On Friday afternoon, we had a BCTR final meeting.  It was great to see everyone, even though I was completely drained mentally and emotionally.  Best of all was my conversation with Jon Michael.  As we were talking I realized how terribly alone I've felt these last 3 weeks, and it was so nice to just talk to someone who knew what I was going through.  Not to mention he might be able to get me a full year of world history lesson plans, which would probably have the most dramatically positive impact on my life for the next 10 months.

Friday, September 12, 2008

First Confession ...

For months I have been looking for a place for me to record my thoughts. The tumultuous haze that my life has become has almost left me breathless at every moment, yet as I let it all pass by unrecorded I feel like I am doing myself such a disservice, if not only to record my failings in my first year as a World History teacher in Baltimore City. The only thing more painful than the daily gauntlet of mistakes and pulsating reality of my inadequacy as a teacher is the fact that I would submit myself to repeat the same painful lessons by not documenting this experience in some way shape or form. 
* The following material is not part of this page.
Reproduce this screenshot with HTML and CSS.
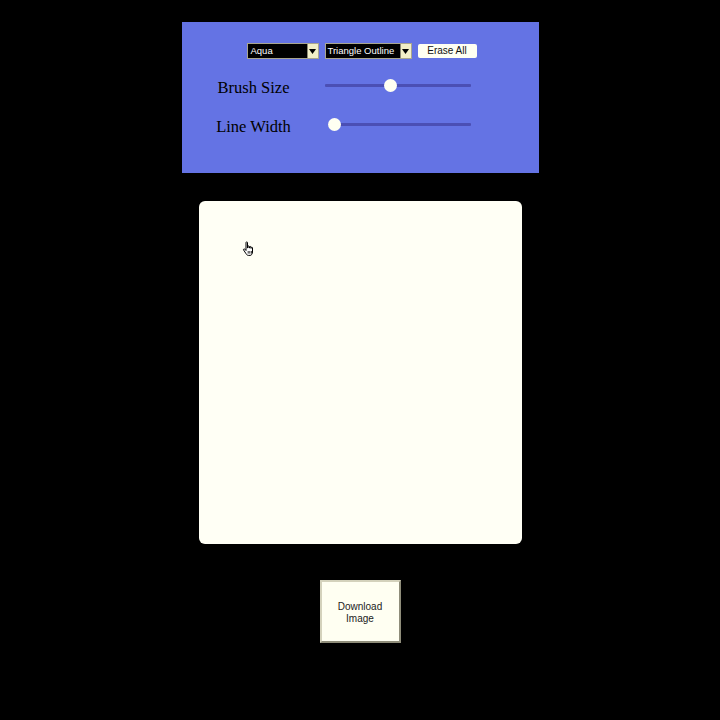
FILE: index.html
```html
<!DOCTYPE html>
<html>
<head>
<meta charset="utf-8">
<link rel="stylesheet" href="styles.css">
</head>
<body>
<div class="page">
  <div class="panel">
    <div class="toolbar">
      <div class="select sel-color"><span class="sel-text">Aqua</span><span class="sel-arrow"><svg width="7" height="5" viewBox="0 0 7 5"><path d="M0 0h7L3.5 5z" fill="#000"/></svg></span></div>
      <div class="select sel-shape"><span class="sel-text">Triangle Outline</span><span class="sel-arrow"><svg width="7" height="5" viewBox="0 0 7 5"><path d="M0 0h7L3.5 5z" fill="#000"/></svg></span></div>
      <button class="erase">Erase All</button>
    </div>
    <div class="row row-brush">
      <label class="label">Brush Size</label>
      <input class="slider slider-brush" type="range" min="0" max="100" value="45">
    </div>
    <div class="row row-line">
      <label class="label">Line Width</label>
      <input class="slider slider-line" type="range" min="0" max="100" value="0">
    </div>
  </div>
  <div class="canvas">
    <svg class="cursor" width="14" height="16" viewBox="0 0 14 16">
      <path d="M4 1.5c0-.8 1.5-.8 1.5 0V7h.3V5.5c0-.8 1.4-.8 1.4 0V7h.3V6c0-.8 1.4-.8 1.4 0v1.3h.3V6.8c0-.8 1.3-.8 1.300 0v4.2c0 1.8-1 3.4-2.4 3.4H6.3c-1 0-1.6-.7-2.2-1.6L1.6 9c-.5-.8.5-1.5 1.2-.9L4 9.5z" fill="#fff" stroke="#000" stroke-width="1" stroke-linejoin="round"/>
      <path d="M6.2 10v2.6M7.8 10v2.6M9.4 10v2.6" stroke="#000" stroke-width=".8"/>
    </svg>
  </div>
  <button class="download">Download<br>Image</button>
</div>
</body>
</html>
```
FILE: styles.css
```css
html, body {
  margin: 0;
  padding: 0;
  background: #000;
}
.page {
  width: 720px;
  height: 720px;
  display: flex;
  flex-direction: column;
  align-items: center;
  padding-top: 22px;
  box-sizing: border-box;
}
.panel {
  width: 357px;
  height: 151px;
  background: #6473e4;
  box-sizing: border-box;
  padding-top: 21px;
  display: flex;
  flex-direction: column;
}
.toolbar {
  display: flex;
  justify-content: center;
  align-items: flex-start;
  gap: 6px;
  height: 16px;
  margin-left: 3px;
}
.select {
  display: flex;
  height: 16px;
  box-sizing: border-box;
  border: 1px solid #a9a68e;
  background: #000;
  color: #fff;
  font-family: "Liberation Sans", Arial, sans-serif;
  font-size: 9.5px;
  line-height: 14px;
}
.sel-color { width: 72px; }
.sel-shape { width: 87px; }
.sel-text {
  flex: 1;
  padding-left: 3px;
  white-space: nowrap;
  overflow: hidden;
}
.sel-shape .sel-text { padding-left: 2px; }
.sel-arrow {
  width: 10px;
  background: #f2efc8;
  border-left: 1px solid #8d8a74;
  display: flex;
  align-items: center;
  justify-content: center;
}
.erase {
  width: 59px;
  height: 14px;
  margin-top: 1px;
  padding: 0;
  border: none;
  border-radius: 2px;
  background: #fffff2;
  font-family: "Liberation Sans", Arial, sans-serif;
  font-size: 10px;
  line-height: 14px;
  color: #111;
}
.row {
  display: flex;
  align-items: center;
  height: 24px;
}
.row-brush { margin-top: 17px; }
.row-line { margin-top: 15px; }
.label {
  width: 142px;
  text-align: center;
  font-family: "Liberation Serif", "Times New Roman", serif;
  font-size: 16.5px;
  color: #000;
  padding-left: 1px;
}
.slider {
  -webkit-appearance: none;
  appearance: none;
  background: transparent;
  height: 16px;
  margin: 0 0 6px 0;
  padding: 0;
}
.slider-brush { width: 146px; margin-left: 0; }
.slider-line { width: 143px; margin-left: 3px; }
.slider::-webkit-slider-runnable-track {
  height: 3px;
  background: #4b4fb4;
  border-radius: 1px;
}
.slider::-webkit-slider-thumb {
  -webkit-appearance: none;
  width: 13px;
  height: 13px;
  border-radius: 50%;
  background: #fffff2;
  margin-top: -5px;
  border: none;
}
.canvas {
  position: relative;
  margin-top: 28px;
  width: 323px;
  height: 343px;
  background: #fffff5;
  border-radius: 6px;
}
.cursor {
  position: absolute;
  left: 43px;
  top: 40px;
}
.download {
  margin-top: 36px;
  width: 81px;
  height: 63px;
  padding: 3px 0 0 0;
  background: #fffff2;
  border: 2px solid;
  border-color: #d4d2bc #8f8d7a #8f8d7a #d4d2bc;
  font-family: "Liberation Sans", Arial, sans-serif;
  font-size: 10px;
  line-height: 12px;
  color: #222;
}
```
So this will hopefully become a place where I can rest my troubles on a proverbial raft and float them out to sea, only to be picked up by some Russian cod fisherman and ravaged according to their filthy fancies. 

My confession up to this point is that I have initiated a sadistic and bizarre experiment in self-sabotage during my first few weeks as a teacher.  Rather than simply distribute the textbooks the first day, and begin a typical high school world history course like any other teacher, let alone a new teacher, I somehow became asphyxiated with the notion of independently choreographing some sort of "bridge unit" - to chaperone my students on an enlightening sojourn from the dirty crevices of prehistory until the time when my modern world history textbook begins, so as to honor the necessity of historical continuity for these 9th graders that will most likely purge 99% of any knowledge of material we cover as fast as it takes to inhale a deep breath of nitrous oxide out of a lonely whip-it purchase.  
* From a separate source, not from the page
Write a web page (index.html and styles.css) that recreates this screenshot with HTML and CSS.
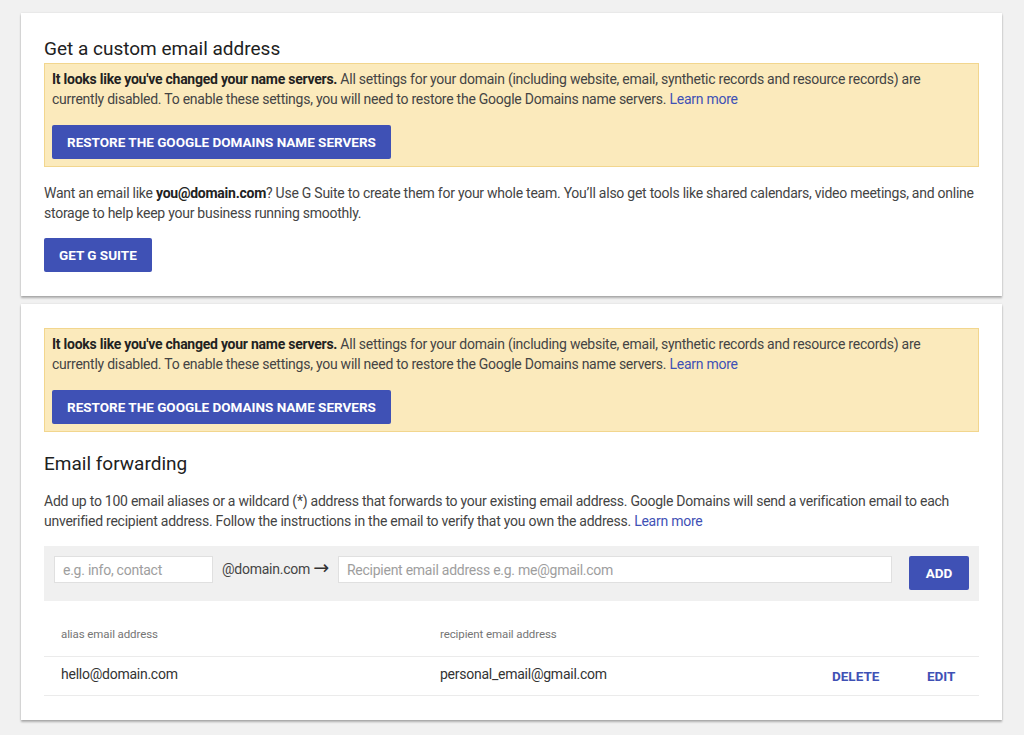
FILE: index.html
```html
<!DOCTYPE html>
<html lang="en">
<head>
    <meta charset="UTF-8">
    <title>Email</title>
    <link rel="stylesheet" href="styles.css">
</head>
<body>
<div class="card">
    <h2 class="title">Get a custom email address</h2>
    <div class="warning">
        <p><b>It looks like you've changed your name servers.</b> All settings for your domain (including website, email, synthetic records and resource records) are currently disabled. To enable these settings, you will need to restore the Google Domains name servers. <a href="javascript:;">Learn more</a></p>
        <a href="javascript:;" class="btn">RESTORE THE GOOGLE DOMAINS NAME SERVERS</a>
    </div>
    <p class="text">Want an email like <b>you@domain.com</b>? Use G Suite to create them for your whole team. You’ll also get tools like shared calendars, video meetings, and online storage to help keep your business running smoothly.</p>
    <a href="javascript:;" class="btn">GET G SUITE</a>
</div>

<div class="card">
    <div class="warning">
        <p><b>It looks like you've changed your name servers.</b> All settings for your domain (including website, email, synthetic records and resource records) are currently disabled. To enable these settings, you will need to restore the Google Domains name servers. <a href="javascript:;">Learn more</a></p>
        <a href="javascript:;" class="btn">RESTORE THE GOOGLE DOMAINS NAME SERVERS</a>
    </div>
    <h2 class="title forward">Email forwarding</h2>
    <p class="text">Add up to 100 email aliases or a wildcard (*) address that forwards to your existing email address. Google Domains will send a verification email to each unverified recipient address. Follow the instructions in the email to verify that you own the address. <a href="javascript:;">Learn more</a></p>
    <div class="form">
        <input class="alias" type="text" placeholder="e.g. info, contact">
        <span class="suffix">@domain.com <span class="arrow">→</span></span>
        <input class="recipient" type="text" placeholder="Recipient email address e.g. me@gmail.com">
        <a href="javascript:;" class="btn add">ADD</a>
    </div>
    <div class="table">
        <div class="head">alias email address</div>
        <div class="head">recipient email address</div>
        <div class="head"></div>
        <div class="head"></div>
        <div class="cell">hello@domain.com</div>
        <div class="cell">personal_email@gmail.com</div>
        <div class="cell action"><a href="javascript:;">DELETE</a></div>
        <div class="cell action"><a href="javascript:;">EDIT</a></div>
    </div>
</div>
</body>
</html>
```

FILE: styles.css
```css
body {
    margin: 0;
    padding: 13px 22px 16px 21px;
    background-color: #f1f1f1;
    font-family: Roboto, "Liberation Sans", sans-serif;
    font-size: 14px;
    letter-spacing: -0.25px;
    color: #444;
}

a {
    text-decoration: none;
    color: #3f51b5;
}

p {
    margin: 0;
    line-height: 20px;
}

b {
    color: #222;
    font-weight: 700;
}

.card {
    background-color: white;
    padding: 24px 23px 24px 23px;
    margin-bottom: 8px;
    box-shadow: 0 2px 2px rgba(0, 0, 0, 0.28), 0 0 2px rgba(0, 0, 0, 0.1);
}

.title {
    margin: 0;
    font-size: 19px;
    font-weight: 400;
    line-height: 24px;
    letter-spacing: 0;
    color: #212121;
}

.title.forward {
    margin-top: 20px;
}

.warning {
    margin-top: 2px;
    padding: 5px 7px 7px;
    background-color: #fbeabc;
    border: 1px solid #f2d68e;
}

.card > .warning:first-child {
    margin-top: 0;
}

.btn {
    display: inline-block;
    height: 34px;
    line-height: 34px;
    padding: 0 15px;
    background-color: #3f51b5;
    color: white;
    font-size: 13.5px;
    font-weight: 700;
    letter-spacing: 0;
    border-radius: 2px;
}

.warning .btn {
    margin-top: 16px;
}

.text {
    margin-top: 16px;
    margin-bottom: 15px;
}

.card .forward + .text {
    margin-top: 15px;
}

.form {
    display: flex;
    align-items: flex-start;
    padding: 10px 10px 11px;
    background-color: #f0f0f0;
}

.form input {
    box-sizing: border-box;
    height: 27px;
    padding: 0 8px;
    border: 1px solid #e0e0e0;
    background-color: white;
    font-family: Roboto, "Liberation Sans", sans-serif;
    font-size: 14px;
    letter-spacing: -0.25px;
    color: #333;
    outline: none;
}

.form input::placeholder {
    color: #9e9e9e;
}

.form .alias {
    width: 159px;
}

.form .suffix {
    line-height: 27px;
    padding: 0 9px;
    color: #444;
    white-space: nowrap;
}

.form .arrow {
    font-family: "DejaVu Sans", sans-serif;
    font-size: 19px;
    line-height: 20px;
    color: #333;
}

.form .recipient {
    flex: 1;
}

.form .add {
    width: 60px;
    margin-left: 17px;
    padding: 0;
    text-align: center;
}

.table {
    display: grid;
    grid-template-columns: 379px 1fr 95px 52px;
}

.head {
    padding: 25px 0 14px 17px;
    line-height: 16px;
    font-size: 11.5px;
    letter-spacing: -0.1px;
    color: #757575;
    border-bottom: 1px solid #ebebeb;
}

.head:nth-child(3), .head:nth-child(4) {
    padding-left: 0;
}

.cell {
    padding: 7px 0 11px 17px;
    line-height: 20px;
    font-size: 14px;
    color: #333;
    border-bottom: 1px solid #ebebeb;
}

.cell.action {
    padding-left: 0;
    padding-top: 9px;
    padding-bottom: 9px;
}

.cell.action a {
    font-size: 13.5px;
    font-weight: 700;
    letter-spacing: 0;
    color: #3f51b5;
}
```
And that decision has made my first month teaching an absolute hell.

Not to mention, it has stolen most all of my time, as I frantically throw together fragments of disparate lessons to have some sort of history-oriented material to throw at my students.  As a result, I've all but entirely ignored my grade book, which at 3 weeks in, has yet to even be properly set up.  That is a task for this weekend, along with creating a test to give to my students to assess their knowledge of my bastard-child, severely mentally challenged of a frankenstienien first world history unit that I have posthumously named "Introductions to History".  Perhaps I should have named it "The Shape of Introductions of History to Come" because of its revolutionary disjointed, abstractly holistic core, which all but taunts my students with a tortuously elusive relevance.

Well that is enough for tonight.  I have to sit down and decide how the hell I am going to score these piles of assignments I have collected from my students.  It reminds me of doing taxes.  I think this is the time where I start to make serious adjustments to how many assignments I'm going to collect, grade, and give back.

Monday, September 8, 2008

First Post (semi confession)

So when I started this whole new teaching career thing, I had a few different ideas in mind as to how I was going to document my experience. First, I thought I'd write a book. Then, I thought I would keep a blog so that I could refer to it when I wrote the book. Now, I want to keep a blog as a place to vent about how ridiculously overwhelming being a new teacher is, and as a way for me to not only remember how hard it was (and sure is of course), but for me as a way to mentally work through my issues so that I can become a better teacher and person.

Speaking of issues, I'm on the verge of my 1st Back to School Night, and I'm wasting time making a new blog. I have some sort of dysfunctional glitch that makes me crave pointless busy work when I have stressful deadlines before me.

I'm probably start posting more soon. If you're reading this you probably know who I am, but if you don't, then I hope you never find out.